The probable outcome: more, better production from wells drilled in increasingly hostile environments. Edwin Drake would be proud. — Robert McGarvey

A Peek at the Offshore Technology Conference

Call it the Super Bowl for petroleum exploration geeks — that sums up what the annual Offshore Technology Conference (OTC) is about. Held every May in Houston, the conference, now in its 37th year, will bring more than 51,000 attendees from 110 nations to the Reliant Park Convention Center. For four days, May 1–4, the talk will be of tools, technologies, and new ideas for finding oil and gas at mind-numbing depths and in physically wretched conditions.

Ask Arnis Judzis, chair of OTC .06 and an executive vice president at TerraTek, a Salt Lake City–based geotechnical engineering company that pro-vides service and intelligence to petroleum companies so that they might maximize their gains from offshore activities. “This conference is about exploring new frontiers,” says Judzis.

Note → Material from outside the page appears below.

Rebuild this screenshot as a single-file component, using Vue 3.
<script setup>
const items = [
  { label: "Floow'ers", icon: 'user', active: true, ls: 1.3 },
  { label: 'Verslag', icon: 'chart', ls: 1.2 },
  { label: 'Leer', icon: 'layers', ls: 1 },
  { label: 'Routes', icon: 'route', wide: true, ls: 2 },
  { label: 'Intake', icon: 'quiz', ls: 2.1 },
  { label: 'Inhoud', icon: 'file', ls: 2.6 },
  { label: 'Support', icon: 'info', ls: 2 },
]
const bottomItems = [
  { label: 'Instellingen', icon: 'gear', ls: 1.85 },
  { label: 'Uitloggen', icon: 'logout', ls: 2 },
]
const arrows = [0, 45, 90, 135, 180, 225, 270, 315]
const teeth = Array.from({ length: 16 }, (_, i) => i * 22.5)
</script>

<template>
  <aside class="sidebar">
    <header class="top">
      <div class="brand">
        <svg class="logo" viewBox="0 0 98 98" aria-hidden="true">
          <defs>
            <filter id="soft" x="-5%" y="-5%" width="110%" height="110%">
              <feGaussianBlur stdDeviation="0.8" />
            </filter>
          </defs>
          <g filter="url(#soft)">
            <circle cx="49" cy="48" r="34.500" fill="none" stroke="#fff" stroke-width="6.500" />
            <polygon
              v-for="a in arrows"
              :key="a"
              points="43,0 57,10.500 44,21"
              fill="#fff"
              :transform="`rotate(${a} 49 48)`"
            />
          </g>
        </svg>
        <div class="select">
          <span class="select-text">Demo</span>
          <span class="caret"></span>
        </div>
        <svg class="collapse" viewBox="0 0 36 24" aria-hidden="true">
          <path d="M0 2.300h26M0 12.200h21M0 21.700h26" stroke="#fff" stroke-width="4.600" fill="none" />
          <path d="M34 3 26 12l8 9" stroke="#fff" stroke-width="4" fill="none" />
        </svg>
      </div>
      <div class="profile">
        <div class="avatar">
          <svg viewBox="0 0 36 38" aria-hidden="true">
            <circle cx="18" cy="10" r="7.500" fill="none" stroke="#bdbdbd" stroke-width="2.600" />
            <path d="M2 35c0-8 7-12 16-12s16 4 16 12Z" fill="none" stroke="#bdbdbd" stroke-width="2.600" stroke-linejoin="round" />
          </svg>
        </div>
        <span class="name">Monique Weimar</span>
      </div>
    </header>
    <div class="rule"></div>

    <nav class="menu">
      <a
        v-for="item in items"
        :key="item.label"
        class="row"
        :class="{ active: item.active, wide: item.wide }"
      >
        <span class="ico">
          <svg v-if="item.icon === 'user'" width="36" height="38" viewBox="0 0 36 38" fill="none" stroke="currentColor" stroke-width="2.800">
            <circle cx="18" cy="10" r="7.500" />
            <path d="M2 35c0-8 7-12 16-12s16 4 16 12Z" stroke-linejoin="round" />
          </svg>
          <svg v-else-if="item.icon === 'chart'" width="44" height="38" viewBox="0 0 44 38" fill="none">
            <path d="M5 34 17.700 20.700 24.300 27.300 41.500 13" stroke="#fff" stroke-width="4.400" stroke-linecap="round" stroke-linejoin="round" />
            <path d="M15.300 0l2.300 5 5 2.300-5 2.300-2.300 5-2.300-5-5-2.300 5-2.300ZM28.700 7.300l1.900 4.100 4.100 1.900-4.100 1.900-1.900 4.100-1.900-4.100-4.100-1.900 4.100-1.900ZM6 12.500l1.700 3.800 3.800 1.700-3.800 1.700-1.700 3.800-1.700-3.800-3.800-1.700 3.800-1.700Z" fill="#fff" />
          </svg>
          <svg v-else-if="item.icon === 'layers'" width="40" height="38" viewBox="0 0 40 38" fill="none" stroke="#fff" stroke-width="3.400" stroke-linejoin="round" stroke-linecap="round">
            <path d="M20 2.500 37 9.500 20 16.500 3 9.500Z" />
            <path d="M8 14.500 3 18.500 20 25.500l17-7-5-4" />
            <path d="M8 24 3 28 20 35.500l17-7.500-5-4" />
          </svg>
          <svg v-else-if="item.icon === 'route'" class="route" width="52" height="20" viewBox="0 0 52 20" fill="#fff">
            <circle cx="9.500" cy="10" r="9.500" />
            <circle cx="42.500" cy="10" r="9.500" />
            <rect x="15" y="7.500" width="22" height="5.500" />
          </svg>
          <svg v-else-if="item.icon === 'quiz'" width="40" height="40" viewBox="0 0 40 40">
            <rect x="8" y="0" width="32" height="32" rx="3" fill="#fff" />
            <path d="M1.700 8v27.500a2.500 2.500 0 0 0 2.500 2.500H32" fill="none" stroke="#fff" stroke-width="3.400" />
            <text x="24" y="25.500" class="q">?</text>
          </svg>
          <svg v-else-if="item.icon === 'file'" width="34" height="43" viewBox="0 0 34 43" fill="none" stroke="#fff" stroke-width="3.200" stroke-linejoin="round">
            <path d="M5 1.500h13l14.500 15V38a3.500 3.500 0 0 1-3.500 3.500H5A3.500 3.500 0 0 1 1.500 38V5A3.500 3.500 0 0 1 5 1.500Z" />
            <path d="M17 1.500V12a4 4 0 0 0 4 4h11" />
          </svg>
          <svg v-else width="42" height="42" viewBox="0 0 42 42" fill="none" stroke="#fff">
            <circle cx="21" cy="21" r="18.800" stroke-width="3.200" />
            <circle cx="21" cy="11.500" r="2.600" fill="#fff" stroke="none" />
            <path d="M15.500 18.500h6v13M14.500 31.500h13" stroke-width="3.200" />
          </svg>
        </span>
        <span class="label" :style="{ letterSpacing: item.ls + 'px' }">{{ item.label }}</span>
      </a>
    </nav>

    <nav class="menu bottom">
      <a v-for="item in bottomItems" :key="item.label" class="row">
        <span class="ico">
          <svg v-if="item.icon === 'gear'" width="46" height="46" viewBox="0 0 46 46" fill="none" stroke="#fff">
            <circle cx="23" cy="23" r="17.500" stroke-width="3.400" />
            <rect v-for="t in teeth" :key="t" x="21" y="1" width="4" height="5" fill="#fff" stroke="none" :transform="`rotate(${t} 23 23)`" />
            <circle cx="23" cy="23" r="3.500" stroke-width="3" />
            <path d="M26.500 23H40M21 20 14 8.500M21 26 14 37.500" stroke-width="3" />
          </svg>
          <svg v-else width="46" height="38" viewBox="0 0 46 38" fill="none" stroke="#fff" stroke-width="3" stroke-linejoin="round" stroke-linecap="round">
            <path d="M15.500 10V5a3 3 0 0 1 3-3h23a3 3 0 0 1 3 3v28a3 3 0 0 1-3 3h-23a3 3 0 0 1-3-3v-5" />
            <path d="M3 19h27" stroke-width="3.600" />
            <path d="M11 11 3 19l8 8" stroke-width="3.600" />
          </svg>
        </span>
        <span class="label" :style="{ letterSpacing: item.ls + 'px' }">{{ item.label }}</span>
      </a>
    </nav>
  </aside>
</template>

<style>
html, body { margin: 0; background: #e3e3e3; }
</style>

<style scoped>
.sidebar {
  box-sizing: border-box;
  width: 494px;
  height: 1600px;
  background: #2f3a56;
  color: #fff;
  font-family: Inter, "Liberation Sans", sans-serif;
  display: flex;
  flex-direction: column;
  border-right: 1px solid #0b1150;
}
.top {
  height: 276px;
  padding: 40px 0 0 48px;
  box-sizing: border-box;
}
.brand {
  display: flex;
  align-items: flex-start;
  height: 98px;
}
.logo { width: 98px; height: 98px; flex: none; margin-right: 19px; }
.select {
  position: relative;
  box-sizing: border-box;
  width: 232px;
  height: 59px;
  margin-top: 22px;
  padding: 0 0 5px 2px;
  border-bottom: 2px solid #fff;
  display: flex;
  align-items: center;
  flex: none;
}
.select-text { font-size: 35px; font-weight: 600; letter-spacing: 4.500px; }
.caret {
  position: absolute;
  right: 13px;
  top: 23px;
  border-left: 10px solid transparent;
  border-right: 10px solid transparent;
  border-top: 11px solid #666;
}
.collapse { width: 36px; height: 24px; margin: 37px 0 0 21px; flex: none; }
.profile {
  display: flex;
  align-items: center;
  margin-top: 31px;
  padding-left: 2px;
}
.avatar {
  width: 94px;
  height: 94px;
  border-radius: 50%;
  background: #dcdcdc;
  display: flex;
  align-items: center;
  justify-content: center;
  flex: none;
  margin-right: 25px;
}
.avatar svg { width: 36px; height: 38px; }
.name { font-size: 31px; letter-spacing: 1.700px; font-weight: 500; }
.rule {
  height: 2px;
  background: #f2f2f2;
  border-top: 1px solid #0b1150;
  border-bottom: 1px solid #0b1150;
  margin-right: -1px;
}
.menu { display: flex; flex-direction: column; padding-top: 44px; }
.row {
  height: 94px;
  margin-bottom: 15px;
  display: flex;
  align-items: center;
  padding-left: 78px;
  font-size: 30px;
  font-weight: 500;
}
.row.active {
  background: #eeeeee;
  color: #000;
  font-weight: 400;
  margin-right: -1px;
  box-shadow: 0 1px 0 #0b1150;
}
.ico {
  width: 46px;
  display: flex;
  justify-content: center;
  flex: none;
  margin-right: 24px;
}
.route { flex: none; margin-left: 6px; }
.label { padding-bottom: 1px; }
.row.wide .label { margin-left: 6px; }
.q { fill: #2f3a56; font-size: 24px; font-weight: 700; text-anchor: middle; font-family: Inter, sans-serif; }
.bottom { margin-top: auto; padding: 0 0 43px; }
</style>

In an industry where a handful of billion-dollar companies garner most of the attention, what is intriguing about the OTC is that its more than 2,100 exhibitors are mostly com-panies that aren’t known outside the petroleum industry. For example, announced winners of the prestigious Spotlight on New Technology award at OTC .06 include Weatherford International, PowerWell Services, Draka Marine Oil and Gas, ProPure, and Aker Kvaerner Subsea. Haven’t heard of any of them? That’s the point. The OTC is a celebration of the businesses that supply drill bits, platforms, piping, software, seismic analysis, geological research, and the rest of the support that lets the enormously expensive offshore petroleum hunt proceed. Many of these companies are at OTC to debut breakthrough technologies that may let the industry search more successfully still. “The OTC sets the standard for innovation in our business,” adds Judzis. If it’s new and cool, and it’s oil related, OTC will be where its makers show it off. — R.M.